Stage 1: Building the query matrix
Do not run one query. Run a matrix of queries combining your target terms. If you sell developer tools to mid-market SaaS companies, your matrix might be:
import requests
from itertools import product
verticals = ["saas", "devtools", "api platform", "developer tools"]
signals = ["series a", "hiring engineers", "launched 2025", "growing team"]
locations = ["san francisco", "new york", "remote"]
queries = [
f"{v} company {s} {l}"
for v, s, l in product(verticals, signals, locations)
]
all_domains = set()
for query in queries:
resp = requests.post(
"https://api.scavio.dev/api/v1/search",
headers={"x-api-key": "YOUR_KEY"},
json={
"platform": "google",
"query": query,
"country": "us",
"num_results": 20
}
)
for item in resp.json().get("organic_results", []):
domain = item.get("link", "").split("/")[2] if "://" in item.get("link", "") else ""
if domain:
all_domains.add(domain)
print(f"Collected {len(all_domains)} unique domains from {len(queries)} queries")Stage 2: Negative filtering
This is the step most prospect discovery pipelines skip, and it is the most impactful. Your negative filter list should include:
- Job boards and directories: linkedin.com, glassdoor.com, indeed.com, crunchbase.com, g2.com, capterra.com, yelp.com
- News and content sites: techcrunch.com, medium.com, substack.com, reddit.com, news.ycombinator.com
- Government and education: any .gov, .edu domain
- Known too-large companies: google.com, microsoft.com, amazon.com — customize to your ICP ceiling
- Your own domain and competitors: you are not prospecting yourself
EXCLUDE_DOMAINS = {
"linkedin.com", "glassdoor.com", "indeed.com", "crunchbase.com",
"g2.com", "capterra.com", "yelp.com", "techcrunch.com",
"medium.com", "substack.com", "reddit.com", "news.ycombinator.com",
"github.com", "stackoverflow.com", "wikipedia.org",
"google.com", "microsoft.com", "amazon.com", "apple.com",
}
EXCLUDE_TLDS = {".gov", ".edu", ".mil"}
def passes_negative_filter(domain: str) -> bool:
# Check exact domain matches
base = domain.replace("www.", "")
if base in EXCLUDE_DOMAINS:
return False
# Check TLD exclusions
for tld in EXCLUDE_TLDS:
if domain.endswith(tld):
return False
# Check for directory/list patterns in domain
directory_patterns = ["directory", "listing", "yellowpages", "whitepages"]

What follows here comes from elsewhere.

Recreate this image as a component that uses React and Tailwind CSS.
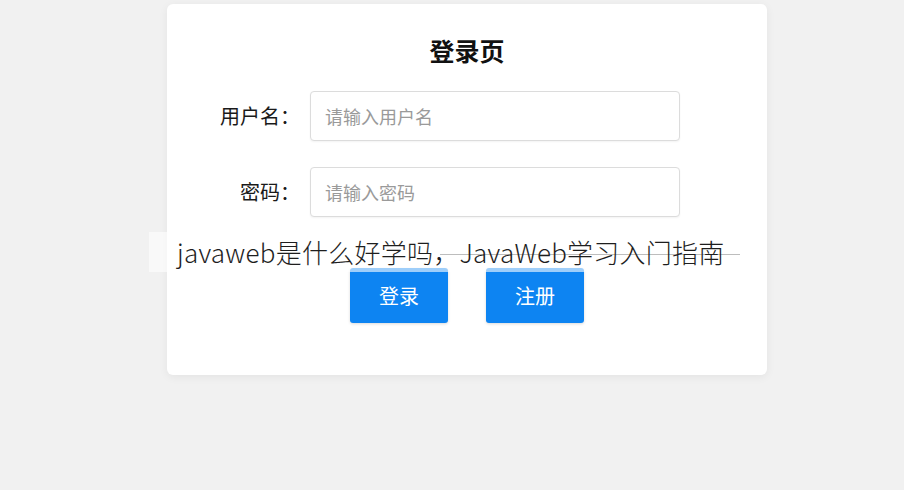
import React from "react";

const cjk = { fontFamily: '"Noto Sans CJK SC", "Noto Sans", sans-serif' };

function Field({ label, placeholder, type = "text" }) {
  return (
    <div className="flex items-center">
      <label className="w-[133px] text-right text-[20px] leading-none text-[#1a1a1a]">
        {label}
      </label>
      <input
        type={type}
        placeholder={placeholder}
        className="ml-[10px] h-[50px] w-[370px] rounded-[4px] border border-[#dcdcdc] bg-white px-[14px] text-[18px] text-[#333] shadow-[0_1px_2px_rgba(0,0,0,0.05)] outline-none placeholder:text-[#9a9a9a]"
        style={cjk}
      />
    </div>
  );
}

export default function App() {
  return (
    <div className="relative h-[490px] w-[904px] overflow-hidden bg-[#f1f1f1] pt-[4px]" style={cjk}>
      <div className="ml-[167px] flex h-[371px] w-[600px] flex-col rounded-[6px] bg-white pt-[30px] shadow-[0_2px_10px_rgba(0,0,0,0.06)]">
        <h1 className="text-center text-[25px] font-bold leading-[32px] text-[#111]">登录页</h1>

        <div className="mt-[25px] flex flex-col gap-[26px]">
          <Field label="用户名：" placeholder="请输入用户名" />
          <Field label="密码：" placeholder="请输入密码" type="password" />
        </div>

        <div className="mt-[51px] flex justify-center gap-[38px]">
          <button className="h-[55px] w-[98px] rounded-[3px] bg-[#0d84f2] text-[20px] text-white shadow-[0_1px_3px_rgba(0,0,0,0.15)]">
            登录
          </button>
          <button className="h-[55px] w-[98px] rounded-[3px] bg-[#0d84f2] text-[20px] text-white shadow-[0_1px_3px_rgba(0,0,0,0.15)]">
            注册
          </button>
        </div>
      </div>

      {/* caption laid over the picture */}
      <div className="absolute left-[149px] top-[232px] h-[40px] w-[592px] bg-white/60" />
      <div className="absolute left-[440px] top-[254px] h-px w-[300px] bg-[#bdbdbd]" />
      <div className="absolute left-[177px] top-[232px] h-[40px] text-[26px] font-light leading-[40px] tracking-[0.25px] text-[#1e1e1e]">
        javaweb是什么好学吗，JavaWeb学习入门指南
      </div>
    </div>
  );
}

if any(p in domain for p in directory_patterns):
return False
return True
filtered = {d for d in all_domains if passes_negative_filter(d)}
print(f"After negative filter: {len(filtered)} domains (removed {len(all_domains) - len(filtered)})")Stage 3: Enrichment verification
For each surviving domain, run a targeted search to verify it matches your ICP. Search for the company name plus signals that indicate fit: team size, funding stage, tech stack, or product category.
def enrich_domain(domain: str) -> dict:
"""Search for company signals to verify ICP fit."""
company_name = domain.replace(".com", "").replace(".io", "").replace("www.", "")
resp = requests.post(
"https://api.scavio.dev/api/v1/search",
headers={"x-api-key": "YOUR_KEY"},
json={
"platform": "google",
"query": f"{company_name} company team size funding",
"country": "us",
"num_results": 5
}
)
snippets = " ".join(
item.get("snippet", "")
for item in resp.json().get("organic_results", [])
).lower()
return {
"domain": domain,
"has_funding_signal": any(w in snippets for w in ["series a", "series b", "raised", "funded"]),
"has_team_signal": any(w in snippets for w in ["employees", "team of", "hiring"]),
"has_saas_signal": any(w in snippets for w in ["saas", "platform", "api", "software"]),
"snippet_preview": snippets[:200]
}
prospects = [enrich_domain(d) for d in list(filtered)[:50]]
qualified = [p for p in prospects if p["has_saas_signal"] and (p["has_funding_signal"] or p["has_team_signal"])]
print(f"Qualified prospects: {len(qualified)} out of {len(prospects)} checked")Credit budget
For a run of 36 query variations (4 verticals x 3 signals x 3 locations) at 20 results each, plus 50 enrichment queries: 86 total API calls. At Scavio's $0.005/credit, that is $0.43 per discovery run. The 500 free credits/month cover about 5 full runs. For weekly prospecting, the $30/month plan for 7,000 credits gives you roughly 80 runs.
Why this beats manual prospecting
A human doing this manually would open Google, search each query, scan results, copy domains into a spreadsheet, and check each one. At 2 minutes per query plus 3 minutes per domain check, the same 86-query run takes about 5 hours. The programmatic version runs in under 3 minutes and produces structured, filterable output.
Bottom line
The search layer for B2B prospect discovery is not about finding more results — it is about removing bad ones faster. Build the negative filter first, make it aggressive, and let the search API handle volume. A $0.43 API run that produces 30 qualified prospects beats a 5-hour manual session that produces the same list with more errors.